- Court: United States District Court for the Southern District of New York
- Full case name: Taylor v. Board of Education of City School District of New Rochelle
- Decided: May 31, 1961
- Citation: 195 F. Supp. 231 (S.D.N.Y. 1961)

Holding
- The court found that the Board of Education of the City of New Rochelle had deliberately created and maintained segregation through the policies in place at Lincoln School and across the district.

Court membership
- Chief judge: Irving Kaufman

= Taylor v. Board of Education of City School District of New Rochelle =

First US court case addressing segregation in the North

Taylor v. Board of Education of City School District of New Rochelle, 195 F. Supp. 231 (S.D.N.Y. 1961), was a decision by the United States District Court for the Southern District of New York, which ruled that the Board of Education in New Rochelle, NY had created a segregated school system through racially discriminatory policies that confined all black children to Lincoln School, while allowing white families to transfer their children to all-white schools. Considered the first school segregation case in the north, the ruling was appealed to the Supreme Court where it was upheld, leading to the razing of Lincoln School and the institution of city-wide busing for elementary school students to ensure racial diversity across the district.

== Background ==
A series of policies set in place beginning in the 1930s sought to confine all black students in New Rochelle Public Schools to Lincoln School while utilizing gerrymandering, biased transfer procedures, and other methods to allow white students to attend other schools. Parents of black children including Hallie Taylor, growing increasingly frustrated with the lack of resources at Lincoln, enlisted Paul B. Zuber to bring the case on their behalf. Additional Civil Rights organizations and leaders contributed to the case, including an amicus brief from the Urban League of Westchester County.

== Ruling and Appeal ==
Judge Irving Kaufman issued the ruling in this case, holding that that Board of Education in New Rochelle created a segregated environment at Lincoln School through policies which allowed white students to transfer elsewhere in the district but not black students.
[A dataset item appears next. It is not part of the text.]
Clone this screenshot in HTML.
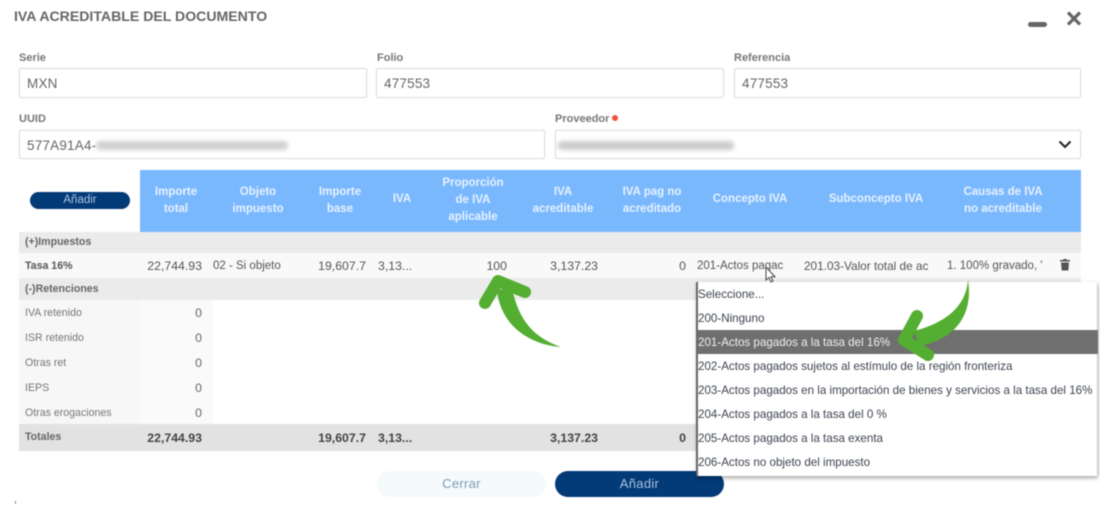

Further, he held that any student at Lincoln School should be allowed to transfer, provided sufficient space is available at one of the other schools in the city. The case is considered one in which "de-facto segregation" was instituted in a municipality through the manipulation of school district borders rather than through explicitly racial policy.

The district opposed the ruling and appealed to the Supreme Court, but they declined to hear the case and allowed the ruling to stand, leading to the introduction of busing as an integration strategy in the city's schools, and to the razing of Lincoln School. In 1986, a commemorative plaque was placed in Lincoln Park, site of the former school building.